AI Inference Hermes Routing Plugin Development Guide
Feature Overview
Hermes-router is a Kubernetes (K8s) native AI inference intelligent routing solution that receives user inference requests and forwards them to appropriate inference service backends.
As an EPP plugin under the GIE framework, Hermes-router focuses only on the request forwarding process. This guide introduces how developers can develop custom routing strategies based on the EPP framework.

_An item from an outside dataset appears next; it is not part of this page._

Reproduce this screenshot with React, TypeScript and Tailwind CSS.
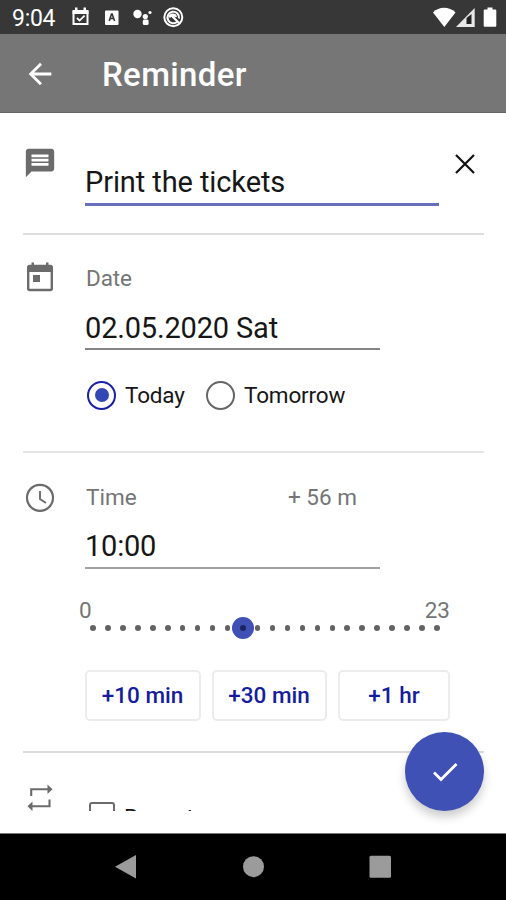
import type { ReactNode } from "react";
import { MdArrowBack, MdMessage } from "react-icons/md";

const hours = Array.from({ length: 24 }, (_, i) => i);

function Section({ icon, className, children }: { icon: ReactNode; className: string; children: ReactNode }) {
  return (
    <section className={`mx-[23px] flex w-[461px] shrink-0 items-start ${className}`}>
      <div className="flex w-[62px] shrink-0 text-[#6b6b6b]">{icon}</div>
      <div className="flex grow flex-col items-start">{children}</div>
    </section>
  );
}

function StatusBar() {
  return (
    <div className="flex h-[34px] shrink-0 items-center bg-[#373737] pr-[9px] pl-3 text-white">
      <span className="w-[60px] pt-[3px] text-[23px] leading-[31px] tracking-[-0.3px]">9:04</span>
      <svg className="h-[34px] w-[120px]" viewBox="72 0 120 34" fill="none">
        <path d="M73.500 12h14v12h-14z" stroke="#fff" strokeWidth="2" />
        <path d="M72.500 10h16v4h-16zM75 7.500h2.500V11H75zM83.500 7.500h2.500V11h-2.500z" fill="#fff" />
        <path d="m77 18 2.600 2.600 5-5" stroke="#fff" strokeWidth="1.800" />
        <rect x="105" y="10.500" width="13.500" height="14.500" rx="1" fill="#fff" />
        <path d="m109.200 21 2.300-7h.6l2.500 7M110 18.500h4" stroke="#373737" strokeWidth="1.600" />
        <g fill="#fff">
          <circle cx="137.500" cy="14" r="4.200" />
          <circle cx="145.300" cy="16.500" r="2.600" />
          <circle cx="150" cy="12.500" r="1.600" />
          <rect x="142.800" y="19.500" width="5.800" height="5.500" rx="1.500" />
        </g>
        <circle cx="173.300" cy="17.200" r="9" stroke="#fff" strokeWidth="2" />
        <path d="M177.500 21.500a5.800 5.800 0 1 1 1.500-3" stroke="#fff" strokeWidth="2" />
        <path d="m171 15 8 8M169.500 17.500c.5-3.800 5.500-3.800 6.500-.5" stroke="#fff" strokeWidth="2.200" />
      </svg>
      <svg className="ml-auto h-[34px] w-[66px]" viewBox="431 0 66 34" fill="none">
        <path d="M433 12.500c6-6.200 16-6.200 22.500 0L444.300 27z" fill="#fff" />
        <path d="M456 27 474.700 8v19z" fill="#e8e8e8" />
        <path d="M466.500 24v-6l5-4v10z" fill="#222" />
        <path d="M487.500 7.500h5v2h2.500c.8 0 1.300.5 1.300 1.300V25.500c0 .8-.5 1.300-1.300 1.300h-10c-.8 0-1.300-.5-1.300-1.300V10.800c0-.8.500-1.300 1.300-1.300h2.500z" fill="#fff" />
      </svg>
    </div>
  );
}

export default function App() {
  return (
    <div className="flex h-[900px] w-[506px] flex-col overflow-hidden bg-white font-['Roboto',sans-serif] text-[#161616]">
      <StatusBar />
      <header className="flex h-[79px] shrink-0 items-center border-b border-[#656565] bg-[#767676] pt-[2px] pl-[23px] text-white">
        <MdArrowBack className="size-[34px]" />
        <h1 className="mt-[2px] ml-[45px] text-[33px] leading-[40px] font-medium tracking-[0.350px]">Reminder</h1>
      </header>

      <div className="relative flex h-[720px] shrink-0 flex-col pb-[22px]">
        <main className="flex min-h-0 grow flex-col overflow-hidden">
          <Section className="h-[122px] border-b-2 border-[#dedede] pt-[33px]" icon={<MdMessage className="size-[34px]" />}>
            <div className="flex w-full justify-between">
              <div className="mt-[16px] h-[44px] w-[354px] border-b-[3px] border-[#6870bd] text-[29px] leading-[41px] tracking-[-0.1px]">Print the tickets</div>
              <svg className="mt-[8px] mr-[9px] size-5" viewBox="0 0 20 20" fill="none" stroke="#111" strokeWidth="2.200">
                <path d="m1 1 18 18M19 1 1 19" />
              </svg>
            </div>
          </Section>

          <Section
            className="h-[218px] border-b-2 border-[#e4e4e4] pt-[26px]"
            icon={
              <svg className="size-[34px]" viewBox="0 0 34 34" fill="none">
                <rect x="5.200" y="5" width="23.600" height="24" rx="1.500" stroke="currentColor" strokeWidth="2.400" />
                <path d="M5 4h24v7H5zM8.500 1.500H11V6H8.500zM23 1.500h2.500V6H23zM10 14h7v7h-7z" fill="currentColor" />
              </svg>
            }
          >
            <div className="mt-[3px] ml-[1px] text-[22.500px] leading-[28px] tracking-[-0.1px] text-[#757575]">Date</div>
            <div className="mt-[15px] h-[43px] w-[295px] border-b-2 border-[#858585] text-[29px] leading-[42px] tracking-[-0.170px]">02.05.2020 Sat</div>
            <div className="mt-[29px] flex h-8 items-center text-[22.500px] tracking-[-0.170px]">
              <span className="ml-[2px] flex size-[29px] items-center justify-center rounded-full border-2 border-[#1820a8]">
                <span className="size-[14px] rounded-full bg-[#3448b5]" />
              </span>
              <span className="mt-[2px] ml-[9px] w-[81px]">Today</span>
              <span className="size-[29px] rounded-full border-2 border-[#666]" />
              <span className="mt-[2px] ml-[9px]">Tomorrow</span>
            </div>
          </Section>

          <Section
            className="h-[300px] border-b-2 border-[#dcdcdc] pt-[28px]"
            icon={
              <svg className="size-[34px]" viewBox="0 0 34 34" fill="none" stroke="currentColor">
                <circle cx="17" cy="16.800" r="13" strokeWidth="2.200" />
                <path d="M17 10v8l6 4" strokeWidth="1.900" />
              </svg>
            }
          >
            <div className="ml-[1px] flex text-[22.500px] leading-[32px] text-[#757575]">
              <span className="w-[202px]">Time</span>
              <span>+ 56 m</span>
            </div>
            <div className="mt-[12px] h-[44px] w-[295px] border-b-2 border-[#a0a0a0] text-[29px] leading-[42px] tracking-[-0.2px]">10:00</div>
            <div className="mt-[28px] -ml-[6px] flex w-[371px] justify-between text-[22.500px] leading-[26px] text-[#757575]">
              <span>0</span>
              <span>23</span>
            </div>
            <div className="-mt-[6px] ml-[5px] flex h-[22px] w-[350px] items-center justify-between">
              {hours.map((hour) => (
                <span key={hour} className="flex w-[6px] shrink-0 items-center justify-center">
                  {hour === 10 ? (
                    <span className="flex size-[22px] shrink-0 items-center justify-center rounded-full bg-[#3f51b5]">
                      <span className="size-[6px] rounded-full bg-[#1c2560]" />
                    </span>
                  ) : (
                    <span className="size-[5.500px] rounded-full bg-[#636363]" />
                  )}
                </span>
              ))}
            </div>
            <div className="mt-[31px] flex gap-[11px] text-[22.500px] font-medium text-[#151d9e]">
              <button className="h-[51px] w-[116px] rounded-[5px] border-2 border-[#ececec] pt-px pr-px">+10 min</button>
              <button className="h-[51px] w-[115px] rounded-[5px] border-2 border-[#ececec] pt-px pr-px">+30 min</button>
              <button className="h-[51px] w-[112px] rounded-[5px] border-2 border-[#ececec] pt-px">+1 hr</button>
            </div>
          </Section>

          <Section
            className="h-[90px] pt-[28px]"
            icon={
              <svg className="size-[34px]" viewBox="23 781 34 34" fill="none">
                <path d="M31.200 796v-6.800H48M49.500 799.500v6.700H32" stroke="currentColor" strokeWidth="2.100" />
                <path d="m47.500 784.500 5 4.700-5 4.700zM32.500 801.500l-5 4.700 5 4.700z" fill="currentColor" />
              </svg>
            }
          >
            <div className="mt-[21px] ml-[4px] flex items-start text-[22.500px] leading-7">
              <span className="size-[26px] rounded-[3px] border-[2.500px] border-[#6b6b6b]" />
              <span className="mt-px ml-[9px]">Repeat</span>
            </div>
          </Section>
        </main>
        <button className="absolute top-[619px] left-[405px] flex size-[79px] items-center justify-center rounded-full bg-[#3f51b5] shadow-[0_6px_10px_rgba(0,0,0,0.2)]">
          <svg className="size-[34px]" viewBox="0 0 34 34" fill="none" stroke="#fff" strokeWidth="2.800">
            <path d="m6 17.500 7 7L28.500 9" />
          </svg>
        </button>
      </div>

      <nav className="flex h-[67px] shrink-0 items-center border-t border-[#777] bg-black">
        <svg className="h-[66px] w-full" viewBox="0 834 506 66" fill="#9b9b9b">
          <path d="M115 866.700 136 855v23.500z" />
          <circle cx="253.500" cy="866.700" r="10.500" />
          <rect x="369.500" y="855.700" width="21.500" height="22" rx="1.500" />
        </svg>
      </nav>
    </div>
  );
}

Constraints and Limitations
Inference Engine Limitations
Hermes-router's support for inference engines is consistent with GIE. However, some plugins depend on cache-indexer to calculate global KVCache hit rate, and cache-indexer in v25.12 only supports vLLM. Therefore, at this stage, these plugins can indirectly only be used when the inference engine is vLLM, including the following plugins:
- scorer-aggregate-kv-cache-aware
- scorer-pd-kv-cache-aware
Other plugins theoretically support multiple inference engines, but currently only scenarios with vLLM as the inference engine have been validated.
Development Limitations
In this document, one EPP instance represents one routing strategy, and a routing strategy typically consists of multiple types of plugins. Plugin development must comply with the GIE Framework Specification.
Deployment Limitations
- Only supports deployment and running in Kubernetes environments.
- Plugins need to be developed locally and built into images before they can be deployed and run.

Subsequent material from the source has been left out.